Creative Thinkering
Putting Your Imagination to Work
While serving as an officer in the United States Army, Michael Michalko organized a team of NATO intelligence specialists and international academics to discover the best methods of inventive thinking. He has since expanded these techniques and has taught them to employees of numerous organizations and Fortune 500 companies. The author of several books, including Thinkertoys, Cracking Creativity, and ThinkPak, Michalko puts his creativity to work once again in his newest effort, Creative Thinkering: Putting Your Imagination to Work.
It’s a hands-on exploration of creativity and its applications designed to awaken the inner genius that is inherent in everyone but that, in most people, has been stifled by traditional education. According to Michalko, schools inhibit original thinking by insisting that students process information by referring to past experience and the conclusions of past thinkers. Those considered “geniuses,” he says, are those who have managed to retain their ability to generate associations and connections between two or more dissimilar subjects to create new categories and concepts. Called “conceptual blending,” the technique can be used to reawaken the type of spontaneous and creative thought processes that give rise to innovation in both business and life.
Filled with exercises that free the mind to think in new ways, handle paradox, and access the power of the subconscious, Creative Thinkering can help readers become aware of where their ability to think creatively has stalled—and supply the jolt that is needed to get it moving again.
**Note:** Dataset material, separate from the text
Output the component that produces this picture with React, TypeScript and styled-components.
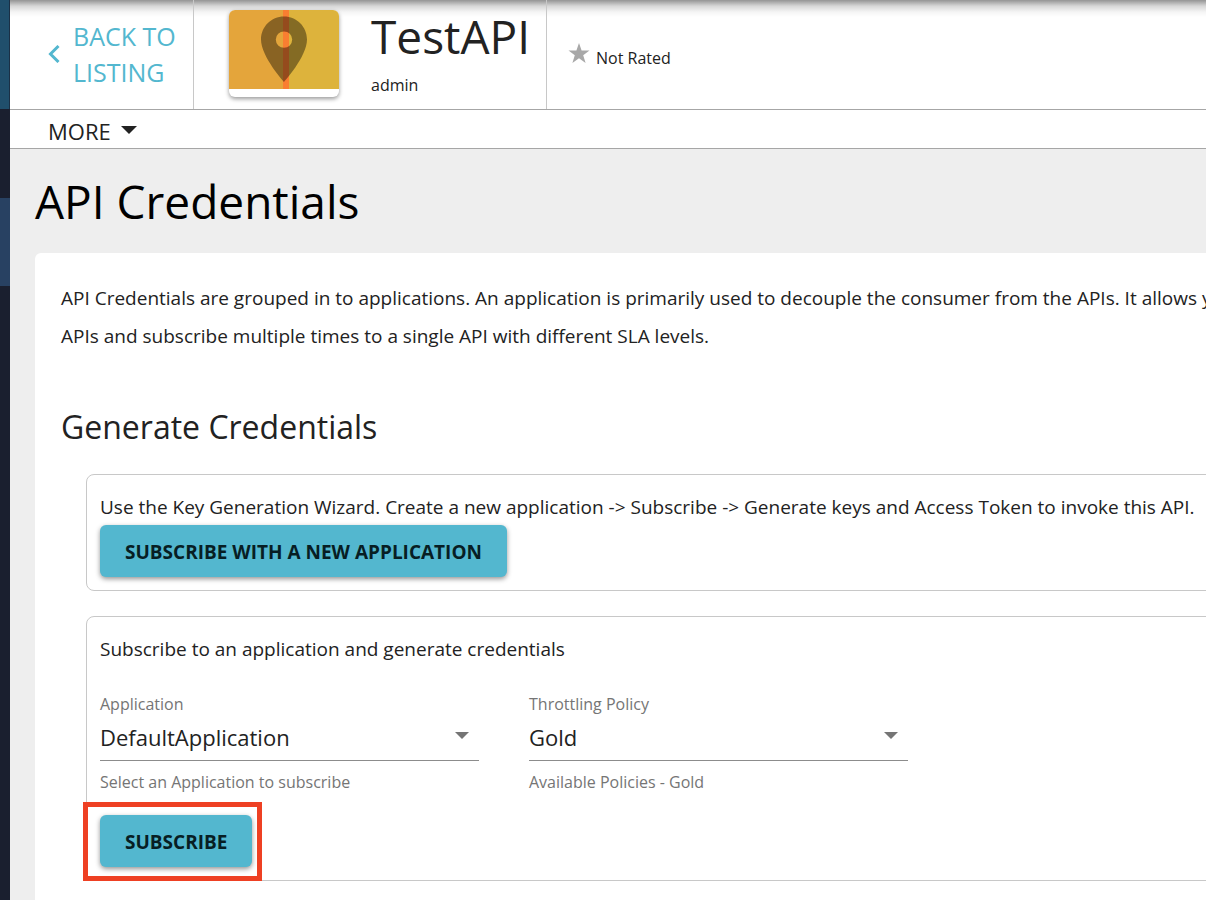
import React from "react";
import styled, { createGlobalStyle } from "styled-components";

const GlobalStyle = createGlobalStyle`
  *, *::before, *::after { box-sizing: border-box; }
  body {
    margin: 0;
    background: #eeeeee;
    color: #222222;
    font-family: "Open Sans", "Noto Sans", sans-serif;
    font-size: 19px;
  }
  h1, h2, p { margin: 0; font-weight: 400; }
`;

const Page = styled.div`
  display: flex;
  min-height: 100vh;
`;

const Rail = styled.nav`
  display: flex;
  flex-direction: column;
  flex: none;
  width: 10px;
  background: #1a1f2f;
`;

const RailBlock = styled.div<{ $height: number; $color?: string }>`
  height: ${(p) => p.$height}px;
  background: ${(p) => p.$color || "transparent"};
  border-right: ${(p) => (p.$height > 100 ? "1px solid #1a3046" : "0")};
`;

const Main = styled.main`
  display: flex;
  flex-direction: column;
  flex: 1;
  min-width: 0;
  overflow: hidden;
`;

const Header = styled.header`
  display: flex;
  height: 110px;
  border-bottom: 1px solid #a6a6a6;
  background: linear-gradient(rgba(0, 0, 0, 0.42), rgba(0, 0, 0, 0.16) 6px, rgba(0, 0, 0, 0.04) 12px, transparent 17px) #ffffff;
`;

const BackLink = styled.a`
  display: flex;
  align-items: center;
  gap: 13px;
  width: 184px;
  padding: 0 0 2px 38px;
  border-right: 1px solid #c8c8c8;
  color: #53b7cf;
  font-size: 25px;
  line-height: 36px;
  text-decoration: none;
`;

const ApiSummary = styled.div`
  display: flex;
  align-items: flex-start;
  gap: 32px;
  width: 353px;
  padding: 10px 0 0 35px;
  border-right: 1px solid #c8c8c8;
`;

const Thumbnail = styled.div`
  flex: none;
  width: 110px;
  height: 87px;
  overflow: hidden;
  border-radius: 6px;
  background: #ffffff;
  box-shadow: 0 2px 4px rgba(0, 0, 0, 0.4);

  svg { display: block; }
`;

const ApiName = styled.p`
  font-size: 46px;
  line-height: 52px;
`;

const Provider = styled.p`
  font-size: 16px;
  line-height: 46px;
`;

const Rating = styled.div`
  display: flex;
  align-items: center;
  gap: 6px;
  padding: 6px 0 0 21px;
  font-size: 16px;

  svg { margin-bottom: 10px; }
`;

const MenuBar = styled.div`
  display: flex;
  height: 39px;
  padding-left: 38px;
  border-bottom: 1px solid #a6a6a6;
  background: #ffffff;
`;

const MoreButton = styled.button`
  display: flex;
  align-items: center;
  gap: 10px;
  padding: 4px 0 0;
  border: 0;
  background: none;
  color: #222222;
  font: 22px "Open Sans", sans-serif;
  cursor: pointer;

  svg { margin-bottom: 3px; }
`;

const PageTitle = styled.h1`
  padding: 20px 25px;
  color: #000000;
  font-size: 46px;
  line-height: 64px;
`;

const Card = styled.section`
  flex: 1;
  margin-left: 25px;
  padding: 26px 0 18px 26px;
  border-top-left-radius: 6px;
  background: #ffffff;
`;

const Intro = styled.p`
  line-height: 38px;
  white-space: nowrap;
`;

const SectionTitle = styled.h2`
  padding: 48px 0 23px;
  font-size: 32px;
  line-height: 48px;
`;

const Panel = styled.div`
  margin: 0 -8px 25px 25px;
  padding: 16px 13px 13px;
  border: 1px solid #c8c8c8;
  border-radius: 8px;

  &:last-child { margin-bottom: 0; }
`;

const PanelText = styled.p`
  margin-bottom: 2px;
  line-height: 32px;
  white-space: nowrap;
`;

const ActionButton = styled.button`
  display: block;
  height: 52px;
  padding: 2px 25px 0;
  border: 0;
  border-radius: 6px;
  background: #53b7cf;
  color: #071e24;
  font: 700 19px "Open Sans", sans-serif;
  box-shadow: 0 2px 5px rgba(0, 0, 0, 0.42);
  cursor: pointer;
`;

const Fields = styled.div`
  display: flex;
  gap: 50px;
  padding: 25px 0 21px;
`;

const Field = styled.div`
  display: flex;
  flex-direction: column;
  width: 379px;
  color: #757575;
  font-size: 16px;
  line-height: 24px;
`;

const SelectWrap = styled.div`
  display: grid;
  align-items: center;
  margin-bottom: 9px;
  border-bottom: 1px solid #8c8c8c;

  > * { grid-area: 1 / 1; }
  svg { justify-self: end; margin: 0 10px 5px 0; pointer-events: none; }
`;

const Select = styled.select`
  appearance: none;
  width: 100%;
  height: 44px;
  padding: 0 0 3px;
  border: 0;
  background: none;
  color: #222222;
  font: 22px "Open Sans", sans-serif;
`;

const Highlight = styled.div`
  position: relative;
  width: fit-content;

  &::after {
    content: "";
    position: absolute;
    inset: -13px -10px -14px -17px;
    border: 5px solid #ee4023;
    pointer-events: none;
  }
`;

const Caret = ({ width, color }: { width: number; color: string }) => (
  <svg width={width} height={width / 2} viewBox="0 0 14 7" aria-hidden="true">
    <path d="M0 0h14L7 7z" fill={color} />
  </svg>
);

const ApiPicture = () => (
  <svg width="110" height="79" viewBox="0 0 110 79" aria-hidden="true">
    <path d="M0 0h54v79H0z" fill="#e4a53b" />
    <path d="M54 0h6v79h-6z" fill="#f97e31" />
    <path d="M60 0h50v79H60z" fill="#ddb33c" />
    <path
      fillRule="evenodd"
      fill="#000000"
      fillOpacity="0.4"
      d="M55 6.500C42.200 6.500 32 16.800 32 29.500C32 46.500 55 72 55 72S78 46.500 78 29.500C78 16.800 67.800 6.500 55 6.500ZM55 37.800a8.200 8.200 0 1 1 0-16.400a8.200 8.200 0 0 1 0 16.400Z"
    />
  </svg>
);

interface SelectFieldProps {
  id: string;
  label: string;
  value: string;
  help: string;
}

const SelectField = ({ id, label, value, help }: SelectFieldProps) => (
  <Field>
    <label htmlFor={id}>{label}</label>
    <SelectWrap>
      <Select id={id} defaultValue={value} aria-describedby={`${id}-help`}>
        <option>{value}</option>
      </Select>
      <Caret width={14} color="#757575" />
    </SelectWrap>
    <span id={`${id}-help`}>{help}</span>
  </Field>
);

export default function App() {
  return (
    <Page>
      <GlobalStyle />
      <Rail>
        <RailBlock $height={109} $color="#204f6c" />
        <RailBlock $height={89} />
        <RailBlock $height={88} $color="#284162" />
      </Rail>
      <Main>
        <Header>
          <BackLink href="#listing">
            <svg width="12" height="18" viewBox="0 0 12 18" aria-hidden="true">
              <path d="M10.500 1L2.500 9l8 8" fill="none" stroke="currentColor" strokeWidth="3" />
            </svg>
            <span>
              BACK TO
              <br />
              LISTING
            </span>
          </BackLink>
          <ApiSummary>
            <Thumbnail>
              <ApiPicture />
            </Thumbnail>
            <div>
              <ApiName>TestAPI</ApiName>
              <Provider>admin</Provider>
            </div>
          </ApiSummary>
          <Rating>
            <svg width="22" height="20" viewBox="0 0 22 20" aria-hidden="true">
              <path d="M11 0l2.600 7.500H21.500l-6.300 4.700L17.600 20 11 15.300 4.400 20l2.400-7.800L.5 7.500h7.900z" fill="#a8a8a8" />
            </svg>
            Not Rated
          </Rating>
        </Header>
        <MenuBar>
          <MoreButton type="button">
            MORE
            <Caret width={16} color="#222222" />
          </MoreButton>
        </MenuBar>
        <PageTitle>API Credentials</PageTitle>
        <Card>
          <Intro>
            API Credentials are grouped in to applications. An application is primarily used to decouple the consumer from the APIs. It allows you
            <br />
            APIs and subscribe multiple times to a single API with different SLA levels.
          </Intro>
          <SectionTitle>Generate Credentials</SectionTitle>
          <Panel>
            <PanelText>
              Use the Key Generation Wizard. Create a new application -&gt; Subscribe -&gt; Generate keys and Access Token to invoke this API.
            </PanelText>
            <ActionButton type="button">SUBSCRIBE WITH A NEW APPLICATION</ActionButton>
          </Panel>
          <Panel>
            <PanelText>Subscribe to an application and generate credentials</PanelText>
            <Fields>
              <SelectField
                id="application"
                label="Application"
                value="DefaultApplication"
                help="Select an Application to subscribe"
              />
              <SelectField id="policy" label="Throttling Policy" value="Gold" help="Available Policies - Gold" />
            </Fields>
            <Highlight>
              <ActionButton type="button">SUBSCRIBE</ActionButton>
            </Highlight>
          </Panel>
        </Card>
      </Main>
    </Page>
  );
}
Michalko presents stories of those who have used their imaginations in powerful ways to produce innovative and life-changing ideas in business, the arts, and invention.
Part I of the book explores the nature and function of creative thought and challenges readers to recognize and break out of predictable thought patterns to join the ranks of original thinkers and problem-solvers like electrical engineer James Crocker, who devised a way to focus the Hubble telescope by observing the way a German showerhead functioned; Louis Braille, who, blinded in an accident as a boy, used the differences between the scales of a pinecone to develop a way for other blind people to read; and master artist and inventor Leonardo Da Vinci, who employed the simple things around him, even the stains on a wall, as inspiration. Part II deals with the characteristics of the creative thinker, and the role of intention, speech patterns, and pretending in developing one’s creativity. Using metaphor, which speaks to the unconscious mind, Michalko challenges readers to identify their roadblocks to creativity and release them, take risks, learn to live in continuous movement (by not allowing oneself to be stopped by what appear to be obstacles), overcome adversity, and make even ordinary tasks into extraordinary examples of inspiration.